Work with a local, hands-on advisor
You will make better decisions with local rent comps, permit guidance, and contractor estimates that match Easton’s older housing stock. If you want help building a clean worksheet for a specific duplex or need introductions to lenders, inspectors, and property managers, reach out. Schedule a Consultation with Renee Marinelli for tailored guidance on your next Easton duplex.
FAQs
What numbers matter most when analyzing an Easton duplex?
- Focus on NOI, cap rate, DSCR, cash flow, and cash-on-cash after you price in realistic vacancy, maintenance, reserves, taxes, insurance, and any owner-paid utilities.

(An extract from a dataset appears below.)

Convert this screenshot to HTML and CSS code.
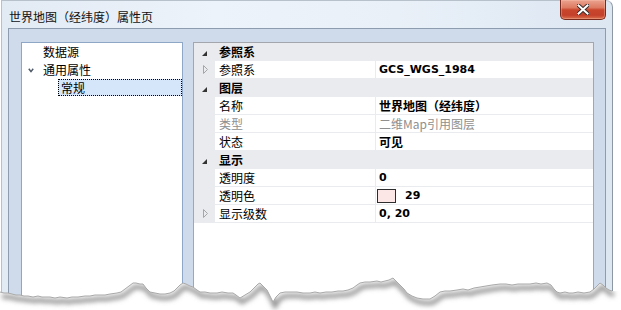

How do I estimate Easton rents without overpricing?
- Pull recent local comps by unit size and location, cross-check with multiple listing sources and property managers, and match amenities and condition to your target units.
What vacancy rate should I use for a first pass in Easton?
- Start with 5–8% unless your immediate area comps justify lower or higher, then update your underwriting with block-level data.
Do I need separate utility meters for a duplex in Easton?
- It is not required in every case, but separate metering simplifies billing; if utilities are shared, budget owner-paid costs or a clear allocation method in your expenses.
Why are insurance costs higher on older Easton duplexes?
- Multifamily use and older systems can increase risk and premiums, and properties near waterways may also require flood insurance.
Is there rent control in Easton, Pennsylvania?
- Pennsylvania has no statewide rent control, but always check current City of Easton ordinances for any local tenant protections or requirements.